Friday design wars
It's a Friday, which must mean it's time to argue about architecture. Here's some recent items from the internets that highlight the ongoing battles in design thinking and theory:
First, David Brussat worries about design direction within the CNU and lashes out at the creeping desire to accept contemporary architecture in New Urbanism:
The New Urbanism is really the old urbanism guided by principles of human scale, residential density, proximity and walkability. Before World War II, cities, towns and villages got built and grew over time with few rules. Builders used forms and practices that had worked well throughout the history of human habitat.
That has changed, of course. Civic evolution was interrupted after the war by an ideological revolution. Tradition was dethroned by modern planning and design, based upon the dubious machine-age idea that honest design looks utilitarian and that beauty is expendable.
So by now, what is new in cities and towns is believed by most people to be worse than what it replaced. An entire movement, historic preservation, arose to defend old places against modern architecture.
New Urbanists be warned: The modernists are on the march. They have purged preservation of its founding fear that traditional neighborhoods are under assault. They have staged administrative coups at about half of the few remaining architecture departments that feature a classical curriculum (the University of Portugal at Viseu, the University of Oregon, the Prince’s Foundation, in London). Yes, there are only three or four architecture programs with a classical curriculum left in the world.
Modernism is like a virus that uses subtle techniques to infect its host and achieve brutal results. Modernism does not want to befriend tradition. New Urbanism has long had the virus in its blood. Now, in Buffalo, it has broken out in a rash. Watch out! Not pretty!
Speaking of tradition, the Frick Collection shows that you can in fact expand a museum with classical architecture. Yes, despite the howls of many architecture theorists, it is possible to build a new building that looks like the old:
Frick officials said the new design, by Davis Brody Bond, the architecture firm behind the interior of the new National September 11 Memorial Museum, was intended to be sensitive to the integrity of one of New York’s beloved historic buildings. It would retain the Beaux-Arts vernacular of the original home and use the same Indiana limestone.
Officials at the Frick are taking a decidedly different approach from those at the Morgan Library & Museum, which is housed in another Beaux-Arts building, but whose new wing, completed in 2006, features a contemporary design of steel and glass.
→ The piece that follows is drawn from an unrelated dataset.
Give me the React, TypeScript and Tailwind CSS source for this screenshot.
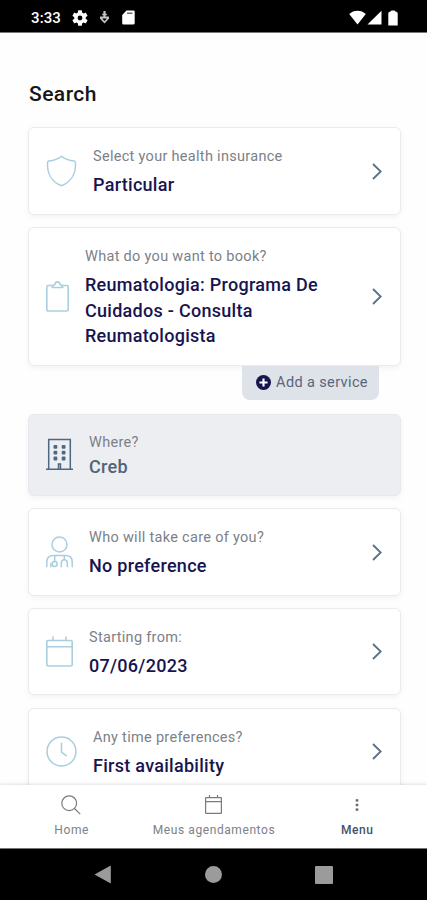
import type { ReactNode } from 'react'
import clsx from 'clsx'

function ShieldIcon() {
  return (
    <svg width="31" height="32" viewBox="0 0 30 32" fill="none" stroke="#a9cfdf" strokeWidth="1.5" strokeLinejoin="round">
      <path d="M15 1.2C11.5 4.200 6.500 5.600 2.200 6C1.300 6.200 1 6.800 1 8C.6 18 5 27 15 30.800C25 27 29.400 18 29 8C29 6.800 28.700 6.200 27.800 6C23.500 5.600 18.500 4.200 15 1.200Z" />
    </svg>
  )
}

function ClipboardIcon() {
  return (
    <svg width="23" height="31" viewBox="0 0 23 31" fill="none" stroke="#a9cfdf" strokeWidth="1.600" strokeLinejoin="round">
      <path d="M6.500 4.500H2.300A1.500 1.500 0 0 0 .8 6V28.500A1.500 1.500 0 0 0 2.300 30H20.700A1.500 1.500 0 0 0 22.200 28.500V6A1.500 1.500 0 0 0 20.700 4.500H16.500" />
      <path d="M6.300 6.500C6.300 4.300 7.500 3.700 9 3.500C9.200 1.800 10.100 .9 11.500 .9S13.800 1.800 14 3.500C15.500 3.700 16.700 4.300 16.700 6.500Z" />
    </svg>
  )
}

function BuildingIcon() {
  return (
    <svg width="27" height="33" viewBox="0 0 27 33" fill="none" stroke="#4d6880" strokeWidth="1.5">
      <path d="M2.700 31V1.500H24.300V31M0 31.300H27" />
      <path d="M12.500 31V26H14.500V31" />
      <g fill="#4d6880" stroke="none">
        <rect x="7.500" y="7" width="3.800" height="3.800" rx="1" />
        <rect x="15.700" y="7" width="3.800" height="3.800" rx="1" />
        <rect x="7.500" y="12.800" width="3.800" height="3.800" rx="1" />
        <rect x="15.700" y="12.800" width="3.800" height="3.800" rx="1" />
        <rect x="7.500" y="18.600" width="3.800" height="3.800" rx="1" />
        <rect x="15.700" y="18.600" width="3.800" height="3.800" rx="1" />
      </g>
    </svg>
  )
}

function DoctorIcon() {
  return (
    <svg width="27" height="32" viewBox="0 0 27 32" fill="none" stroke="#a9cfdf" strokeWidth="1.500" strokeLinecap="round">
      <circle cx="13.500" cy="8.500" r="7.500" />
      <path d="M.8 30.800V26C.8 22 3.500 19.600 7.500 19.600H19.500C23.500 19.600 26.200 22 26.200 26V30.800" />
      <path d="M8.700 19.800V25.500M18.300 19.800V23.500M15.300 30.800V27C15.300 25 16.400 23.800 18.300 23.800S21.300 25 21.300 27V30.800M4.900 30.800V27.500" />
      <circle cx="8.700" cy="28" r="2.500" />
    </svg>
  )
}

function CalendarIcon() {
  return (
    <svg width="27" height="31" viewBox="0 0 27 31" fill="none" stroke="#a9cfdf" strokeWidth="1.600">
      <rect x=".8" y="4.500" width="25.400" height="25.500" rx="1.500" />
      <path d="M.8 10.700H26.200M7 .5V4.500M20 .5V4.500" />
    </svg>
  )
}

function ClockIcon() {
  return (
    <svg width="31" height="31" viewBox="0 0 30 30" fill="none" stroke="#a9cfdf" strokeWidth="1.500" strokeLinecap="round">
      <circle cx="15" cy="15" r="14" />
      <path d="M15 7V15.500L19.500 19" />
    </svg>
  )
}

function Chevron() {
  return (
    <svg className="ml-auto shrink-0" width="10" height="17" viewBox="0 0 10 17" fill="none" stroke="#5b7084" strokeWidth="1.800">
      <path d="M1 1L8.700 8.500L1 16" />
    </svg>
  )
}

interface CardProps {
  icon: ReactNode
  label: string
  value: string
  className: string
  disabled?: boolean
}

function Card({ icon, label, value, className, disabled }: CardProps) {
  return (
    <div
      className={clsx(
        'flex w-full shrink-0 items-center gap-4 rounded-md border pl-[17px] pr-[18px] shadow-[0_2px_6px_rgba(0,0,0,0.05)]',
        disabled ? 'border-[#e7e9ed] bg-[#eceef2]' : 'border-[#ebebed] bg-white',
        className,
      )}
    >
      <div className="shrink-0">{icon}</div>
      <div className={clsx('max-w-[250px]', disabled ? 'pt-1' : 'pt-[3px]')}>
        <div className="text-[14.5px] leading-[20px] tracking-[0.3px] text-[#7c8188]">{label}</div>
        <div
          className={clsx(
            'text-[18px] font-medium leading-[25.700px] tracking-[0.28px]',
            disabled ? 'mt-px text-[#50647a]' : 'mt-[5px] text-[#17144f]',
          )}
        >
          {value}
        </div>
      </div>
      {!disabled && <Chevron />}
    </div>
  )
}

function StatusBar() {
  return (
    <div className="flex h-[33px] shrink-0 items-center border-b border-[#777] bg-black pl-[31px] pr-[29px] pt-[3px] text-white">
      <span className="w-[31px] pt-px text-[15px] font-medium tracking-[0.1px]">3:33</span>
      <svg className="ml-[10px]" width="16" height="16" viewBox="2 2 20 20" fill="#fff">
        <path d="M19.140 12.940c.04-.3.060-.61.060-.94s-.02-.64-.07-.94l2.030-1.580a.49.49 0 0 0 .12-.61l-1.920-3.320a.49.49 0 0 0-.59-.22l-2.390.96a7 7 0 0 0-1.620-.94l-.36-2.540A.48.48 0 0 0 13.920 2.400h-3.840a.48.48 0 0 0-.48.41l-.36 2.540c-.59.24-1.130.57-1.620.94l-2.390-.96a.48.48 0 0 0-.59.220L2.740 8.870a.48.48 0 0 0 .12.61l2.030 1.580c-.05.3-.09.630-.09.940s.02.640.07.940l-2.030 1.580a.49.49 0 0 0-.12.610l1.920 3.320c.12.220.370.290.590.220l2.390-.96c.5.380 1.030.7 1.620.940l.36 2.540c.05.240.24.410.48.410h3.840c.24 0 .44-.17.470-.41l.36-2.540a7 7 0 0 0 1.620-.94l2.390.96c.22.080.470 0 .59-.22l1.920-3.320a.48.48 0 0 0-.12-.61zM12 15a3 3 0 1 1 0-6 3 3 0 0 1 0 6z" />
      </svg>
      <svg className="ml-[11px]" width="11" height="13" viewBox="0 0 11 13" fill="none" stroke="#c4c4c4" strokeWidth="1.500">
        <path d="M5.500 0V7" strokeWidth="2.200" />
        <path d="M3.200 3.500H7.800" />
        <path d="M1 6.500H10M1.500 7L5.500 11.300L9.500 7" strokeWidth="1.800" />
      </svg>
      <svg className="ml-[12px]" width="13" height="15" viewBox="0 0 13 15">
        <path d="M4.500 .5H11.500A1.200 1.200 0 0 1 12.700 1.700V13A1.500 1.500 0 0 1 11.200 14.500H1.500A1.300 1.300 0 0 1 .2 13.200V5Z" fill="#fff" />
        <path d="M5 3.200H10.500" stroke="#555" strokeWidth="1.300" />
      </svg>
      <svg className="ml-auto" width="17" height="15" viewBox="0 0 17 15" fill="#fff">
        <path d="M8.500 14.500L.2 4C4.500-.5 12.500-.5 16.800 4Z" />
      </svg>
      <svg className="ml-px" width="15" height="15" viewBox="0 0 15 15" fill="#fff">
        <path d="M.5 14.500H14.500V.7Z" />
      </svg>
      <svg className="ml-[6px]" width="10" height="16" viewBox="0 0 10 16" fill="#fff">
        <path d="M.3 15.500V3.500C.3 2.300 1.500 1.500 2.500 1.500L3.500 .5H6.500L7.500 1.500C8.500 1.500 9.700 2.300 9.700 3.500V15.500Z" />
      </svg>
    </div>
  )
}

function NavBar() {
  return (
    <div className="z-10 flex h-[63px] shrink-0 bg-white text-[12px] leading-[16px] tracking-[0.58px] text-[#7c8188] shadow-[0_-1px_3px_rgba(0,0,0,0.12)]">
      <div className="flex flex-1 flex-col items-center">
        <svg className="mt-[10px]" width="20" height="20" viewBox="0 0 20 20" fill="none" stroke="#777b80" strokeWidth="1.200">
          <circle cx="8.200" cy="8.200" r="7.400" />
          <path d="M13.500 13.500L19.200 19.200" />
        </svg>
        <span className="mt-[7px] pl-px">Home</span>
      </div>
      <div className="flex flex-1 flex-col items-center">
        <svg className="ml-px mt-[10px]" width="17" height="19" viewBox="0 0 17 19" fill="none" stroke="#777b80" strokeWidth="1.200">
          <rect x=".6" y="2.600" width="15.800" height="15.800" rx=".5" />
          <path d="M.6 6.600H16.400M4.500 0V2.600M12.500 0V2.600" />
        </svg>
        <span className="mt-[8px] whitespace-nowrap pl-px">Meus agendamentos</span>
      </div>
      <div className="flex flex-1 flex-col items-center font-medium text-[#3f5468]">
        <svg className="ml-[3px] mt-[14px]" width="4" height="12" viewBox="0 0 4 12" fill="#666b70">
          <rect x=".7" y=".2" width="2.600" height="2.400" />
          <rect x=".7" y="4.800" width="2.600" height="2.400" />
          <rect x=".7" y="9.400" width="2.600" height="2.400" />
        </svg>
        <span className="mt-[11px] pl-[3px]">Menu</span>
      </div>
    </div>
  )
}

function SystemBar() {
  return (
    <div className="flex h-[52px] shrink-0 items-center justify-between border-t border-[#777] bg-black pl-[94px] pr-[94px]">
      <svg width="17" height="19" viewBox="0 0 17 19" fill="#9b9b9b">
        <path d="M16.800 .5V18.500L.5 9.500Z" />
      </svg>
      <div className="size-[17px] rounded-full bg-[#9b9b9b]" />
      <div className="size-[18px] rounded-[1px] bg-[#9b9b9b]" />
    </div>
  )
}

export default function App() {
  return (
    <div className="flex h-[900px] w-[427px] flex-col overflow-hidden bg-white font-['Roboto',sans-serif]">
      <StatusBar />

      <div className="flex min-h-0 flex-1 flex-col overflow-hidden bg-[#fefefe] pl-[28px] pr-[26px]">
        <h1 className="mt-[47px] pl-px text-[21px] font-medium leading-[28px] tracking-[0.45px] text-[#15161a]">Search</h1>

        <Card className="mt-[19px] h-[88px]" icon={<ShieldIcon />} label="Select your health insurance" value="Particular" />
        <Card
          className="mt-[12px] h-[139px]"
          icon={<ClipboardIcon />}
          label="What do you want to book?"
          value="Reumatologia: Programa De Cuidados - Consulta Reumatologista"
        />

        <button className="mr-[22px] flex h-[34px] w-[137px] shrink-0 items-center justify-center gap-[5px] self-end rounded-b-lg bg-[#dee2e9] pb-px pl-[3px] text-[14.5px] tracking-[0.38px] text-[#59657a]">
          <svg width="15" height="15" viewBox="0 0 14 14">
            <circle cx="7" cy="7" r="7" fill="#17144f" />
            <path d="M7 3.200V10.800M3.200 7H10.800" stroke="#fff" strokeWidth="2" />
          </svg>
          Add a service
        </button>

        <Card className="mt-[14px] h-[82px] pb-[2px]" icon={<BuildingIcon />} label="Where?" value="Creb" disabled />
        <Card className="mt-[12px] h-[88px]" icon={<DoctorIcon />} label="Who will take care of you?" value="No preference" />
        <Card className="mt-[12px] h-[87px]" icon={<CalendarIcon />} label="Starting from:" value="07/06/2023" />
        <Card className="mt-[13px] h-[87px]" icon={<ClockIcon />} label="Any time preferences?" value="First availability" />
      </div>

      <NavBar />
      <SystemBar />
    </div>
  )
}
In the "how to do it" world, architect Donald Powers writes in Builder magazine about alternatives to the pervasive "pork chop" eave. Thank God that talented architects like Powers are writing for Builder mag:
The pork chop evolved from generations of builders trying to imitate homes with classical entablature and traditional eave construction. But because so much common knowledge about traditional form has been lost over the years, so, too, has the ability of consumers and professionals to discern what looks genuine and what doesn’t.
Pork chop eaves happened because they were efficient and simple. They didn’t stray too far from a traditional solution. A logical builder will say, “It saves work—what’s the problem?” The problem is it looks terrible.
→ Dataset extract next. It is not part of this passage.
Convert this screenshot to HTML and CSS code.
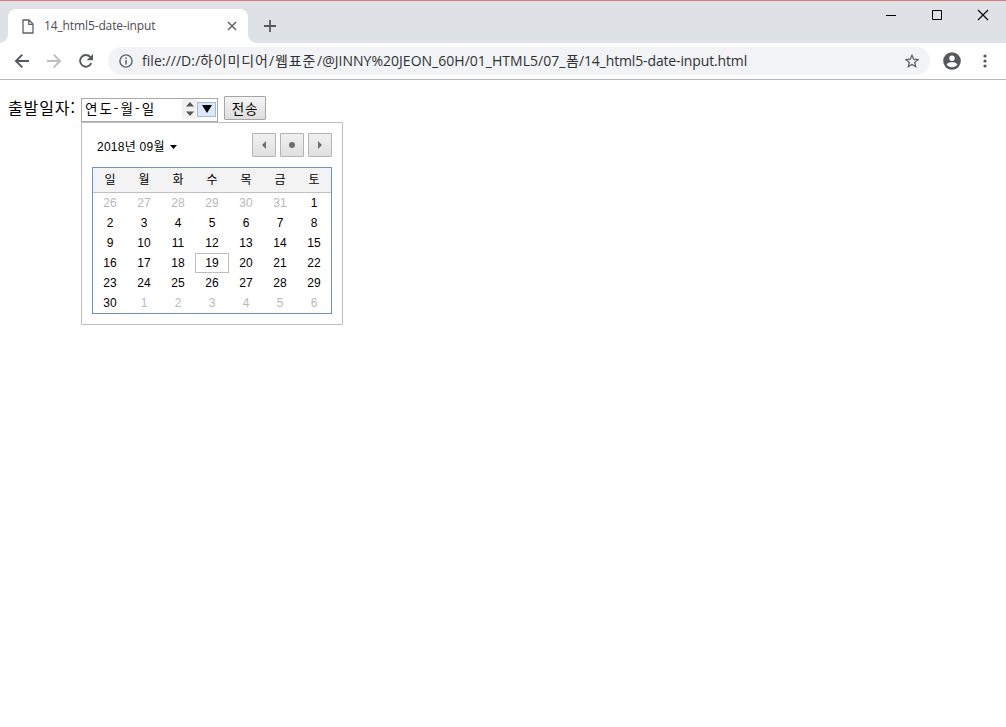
FILE: index.html
```html
<!DOCTYPE html>
<html lang="ko">
<head>
<meta charset="utf-8">
<title>14_html5-date-input</title>
<link rel="stylesheet" href="styles.css">
</head>
<body>
<div class="browser">
  <header class="tabstrip">
    <div class="tab">
      <svg class="tab-icon" width="12" height="15" viewBox="0 0 12 15" fill="none" stroke="#5f6368" stroke-width="1.3"><path d="M1 1h6l4 4v9H1zM6.8 1v4.3H11"/></svg>
      <span class="tab-title">14_html5-date-input</span>
      <svg class="tab-close" width="10" height="10" viewBox="0 0 10 10" stroke="#5f6368" stroke-width="1.5"><path d="M1 1l8 8M9 1L1 9"/></svg>
    </div>
    <svg class="new-tab" width="12" height="12" viewBox="0 0 12 12" stroke="#55595e" stroke-width="1.8"><path d="M6 0v12M0 6h12"/></svg>
    <div class="window-controls">
      <svg width="46" height="29" viewBox="0 0 46 29" stroke="#000"><path d="M18 14.5h10"/></svg>
      <svg width="46" height="29" viewBox="0 0 46 29" fill="none" stroke="#000"><path d="M18.5 9.5h9v9h-9z"/></svg>
      <svg width="46" height="29" viewBox="0 0 46 29" stroke="#000" stroke-width="1.1"><path d="M18 9l10 10M28 9L18 19"/></svg>
    </div>
  </header>
  <nav class="toolbar">
    <svg class="nav-icon" width="16" height="16" viewBox="0 0 16 16" fill="none" stroke="#55595e" stroke-width="1.9"><path d="M15 8H2.3M8.3 1.6L1.9 8l6.4 6.4"/></svg>
    <svg class="nav-icon" width="16" height="16" viewBox="0 0 16 16" fill="none" stroke="#bcbec1" stroke-width="1.9"><path d="M1 8h12.7M7.7 1.6L14.1 8l-6.4 6.4"/></svg>
    <svg class="nav-icon" width="16" height="16" viewBox="0 0 16 16"><path d="M13.2 10.2A5.8 5.8 0 1 1 12.3 4.1" fill="none" stroke="#55595e" stroke-width="1.9"/><path d="M15 1v6.3H8.7z" fill="#55595e"/></svg>
    <div class="omnibox">
      <svg width="14" height="14" viewBox="0 0 14 14"><circle cx="7" cy="7" r="6.1" fill="none" stroke="#5f6368" stroke-width="1.4"/><path d="M6.3 3.4h1.5v1.5H6.3zM6.3 6.1h1.5v4.5H6.3z" fill="#5f6368"/></svg>
      <div class="url"><span class="u-scheme">file:///D:/</span><span class="u-folder">하이미디어</span><span class="u-slash">/</span><span class="u-topic">웹표준</span><span class="u-path">/@JINNY%20JEON_60H/01_HTML5/07_</span><span class="u-form">폼</span><span class="u-file">/14_html5-date-input.html</span></div>
      <svg class="star" width="14" height="14" viewBox="0 0 14 14" fill="none" stroke="#5f6368" stroke-width="1.3"><path d="M7 1.3l1.7 3.9 4.2.4-3.2 2.8 1 4.2L7 10.4l-3.7 2.2 1-4.2L1.1 5.6l4.2-.4z"/></svg>
    </div>
    <svg class="avatar" width="18" height="18" viewBox="0 0 18 18"><circle cx="9" cy="9" r="8.8" fill="#55595e"/><circle cx="9" cy="6.2" r="2.7" fill="#fff"/><path d="M3.7 12.4C4.2 10.9 7 10.3 9 10.3s4.8.6 5.3 2.1C13.200 14.100 11.300 15.200 9 15.200s-4.200-1.100-5.300-2.800z" fill="#fff"/></svg>
    <svg class="kebab" width="4" height="14" viewBox="0 0 4 14" fill="#55595e"><circle cx="2" cy="2" r="1.6"/><circle cx="2" cy="7" r="1.6"/><circle cx="2" cy="12" r="1.6"/></svg>
  </nav>
  <main class="page">
    <form class="form">
      <label class="label">출발일자:</label>
      <div class="date-field">
        <span class="date-text">연도-월-일</span>
        <span class="spinner"><svg width="8" height="14" viewBox="0 0 8 14" fill="#555"><path d="M0 4.500L4 0l4 4.500zM0 9.500h8L4 14z"/></svg></span>
        <span class="dropdown"><svg width="10" height="8" viewBox="0 0 10 8"><path d="M0 0h10L5 8z"/></svg></span>
        <div class="picker">
          <div class="picker-head">
            <span class="month">2018년 09월</span>
            <svg class="caret" width="7" height="4" viewBox="0 0 7 4"><path d="M0 0h7L3.500 4z"/></svg>
            <div class="steps">
              <span class="step"><svg width="6" height="8" viewBox="0 0 6 8" fill="#6e6e6e"><path d="M5 0v8L1 4z"/></svg></span>
              <span class="step"><svg width="6" height="6" viewBox="0 0 6 6" fill="#6e6e6e"><circle cx="3" cy="3" r="3"/></svg></span>
              <span class="step"><svg width="6" height="8" viewBox="0 0 6 8" fill="#6e6e6e"><path d="M1 0v8l4-4z"/></svg></span>
            </div>
          </div>
          <div class="calendar">
            <div class="weekdays"><span>일</span><span>월</span><span>화</span><span>수</span><span>목</span><span>금</span><span>토</span></div>
            <div class="days">
              <span class="other">26</span><span class="other">27</span><span class="other">28</span><span class="other">29</span><span class="other">30</span><span class="other">31</span><span>1</span>
              <span>2</span><span>3</span><span>4</span><span>5</span><span>6</span><span>7</span><span>8</span>
              <span>9</span><span>10</span><span>11</span><span>12</span><span>13</span><span>14</span><span>15</span>
              <span>16</span><span>17</span><span>18</span><span class="today">19</span><span>20</span><span>21</span><span>22</span>
              <span>23</span><span>24</span><span>25</span><span>26</span><span>27</span><span>28</span><span>29</span>
              <span>30</span><span class="other">1</span><span class="other">2</span><span class="other">3</span><span class="other">4</span><span class="other">5</span><span class="other">6</span>
            </div>
          </div>
        </div>
      </div>
      <button class="submit" type="button">전송</button>
    </form>
  </main>
</div>
</body>
</html>
```
FILE: styles.css
```css
* { box-sizing: border-box; }
body { margin: 0; background: #fff; color: #000; font-family: "Liberation Sans", "Noto Sans CJK KR", sans-serif; }
svg { display: block; flex: none; }
.browser { width: 1006px; height: 727px; overflow: hidden; }

.tabstrip { height: 43px; display: flex; background: #dee1e6; border-top: 1px solid #d9787b; padding-left: 8px; }
.tab { position: relative; width: 240px; height: 34px; margin-top: 8px; padding: 0 11px 0 14px; display: flex; align-items: center; background: #fff; border-radius: 8px 8px 0 0; }
.tab::before, .tab::after { content: ""; position: absolute; bottom: 0; width: 8px; height: 8px; }
.tab::before { left: -8px; background: radial-gradient(circle at 0 0, transparent 7.5px, #fff 8px); }
.tab::after { right: -8px; background: radial-gradient(circle at 100% 0, transparent 7.5px, #fff 8px); }
.tab-title { margin-left: 10px; font: 12px/16px "Open Sans", sans-serif; letter-spacing: -0.12px; color: #4a4d51; white-space: nowrap; }
.tab-close { margin-left: auto; }
.new-tab { margin: 19px 0 0 16px; }
.window-controls { display: flex; margin-left: auto; }

.toolbar { height: 37px; display: flex; align-items: center; padding: 0 19px 0 14px; border-bottom: 1px solid #b4b6b9; }
.nav-icon { margin-right: 16px; }
.omnibox { width: 822px; height: 28px; margin-left: -2px; padding: 0 11px; display: flex; align-items: center; background: #f1f3f4; border-radius: 14px; }
.url { display: flex; margin-left: 9px; font: 14px/20px "Open Sans", "Noto Sans CJK KR", sans-serif; color: #303236; white-space: nowrap; }
.url span { flex: none; }
.u-scheme { width: 58px; letter-spacing: 0.05px; }
.u-folder { width: 69px; letter-spacing: 0.9px; }
.u-slash { width: 6px; }
.u-topic { width: 42px; letter-spacing: 0.9px; }
.u-path { width: 249px; letter-spacing: 0.02px; }
.u-form { width: 13px; }
.u-file { width: 168px; letter-spacing: -0.14px; }
.star { margin-left: auto; }
.avatar { margin-left: 13px; }
.kebab { margin-left: auto; }

.page { padding: 16px 8px; }
.form { display: flex; align-items: flex-start; }
.label { width: 73px; margin-top: -1px; font: 16px/24px "Noto Sans CJK KR", sans-serif; letter-spacing: 0.9px; white-space: nowrap; }
.date-field { position: relative; width: 137px; height: 24px; margin-top: 2px; padding: 0 1px 2px 3px; display: flex; align-items: center; border: 1px solid #a9a9a9; background: #fff; }
.date-text { padding-bottom: 2px; font: 13.5px/18px "Noto Sans CJK KR", sans-serif; letter-spacing: 2px; white-space: nowrap; }
.spinner { width: 15px; height: 20px; margin-left: auto; display: flex; align-items: center; justify-content: center; background: #f1f1f1; }
.dropdown { width: 19px; height: 15px; display: flex; align-items: center; justify-content: center; background: #dce9f9; border: 1px solid #9ebbe3; }
.submit { width: 42px; height: 24px; margin-left: 6px; padding: 0 0 1px; font: 13.5px/20px "Noto Sans CJK KR", sans-serif; letter-spacing: 0.8px; color: #000; border: 1px solid #a6a6a6; border-radius: 1px; background: linear-gradient(#f4f4f4, #dedede); }

.picker { position: absolute; top: 23px; left: -1px; z-index: 1; width: 262px; height: 203px; padding: 10px; background: #fff; border: 1px solid #bfbfbf; border-radius: 0 1px 1px 1px; }
.picker-head { height: 24px; margin-bottom: 10px; padding-left: 5px; display: flex; align-items: center; }
.month { padding-top: 4px; font-size: 12px; line-height: 18px; letter-spacing: 0.25px; white-space: nowrap; }
.caret { margin: 3px 0 0 5px; }
.steps { display: flex; gap: 4px; margin-left: auto; }
.step { width: 24px; height: 24px; display: flex; align-items: center; justify-content: center; border: 1px solid #b3b3b3; border-radius: 1px; background: linear-gradient(#f0f0f0, #e0e0e0); }
.calendar { width: 240px; height: 147px; border: 1px solid #6c93c7; font-size: 12px; }
.weekdays, .days { display: grid; grid-template-columns: repeat(7, 34px); text-align: center; }
.weekdays { height: 25px; line-height: 25px; background: #f3f3f3; border-bottom: 1px solid #c0c0c0; }
.days { grid-auto-rows: 20px; line-height: 20px; }
.other { color: #b9b9b9; }
.today { border: 1px solid #bfbfbf; line-height: 18px; }
```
And finally, just for old time's sake, here's a tired old argument straight out of the Bauhaus about architectural design:
If the “Vintage Collection” merely made reference to older building styles but were clearly new builds, it would be a different thing. But there is a huge difference between making reference to an older style versus actually just plain copying an older style. The latter is lazy and opportunistic. Instead of moving architecture forward, it slows and even reverses the creative momentum of the discipline by recreating styles, forms and details that made sense decades ago, but have nothing to do with our current times. Architecture is supposed to be a reflection of what is happening in the world today, the current technology and the current ethos of our culture. When buildings become nothing but bad copies of buildings past, it sullies the entire creative process of designing buildings.
The theme that happens in every architectural critique like this is the zeitgeist. I previously wrote about that fallacy here, and suggested an alternative mindset. Just to remind architects that are so eager to dismiss "vintage" styles - those old styles aren't popular just because of nostalgia. They're popular because they engage us as human beings. You get the feeling that there actually, you know, might be humans involved somewhere and not machines or industry.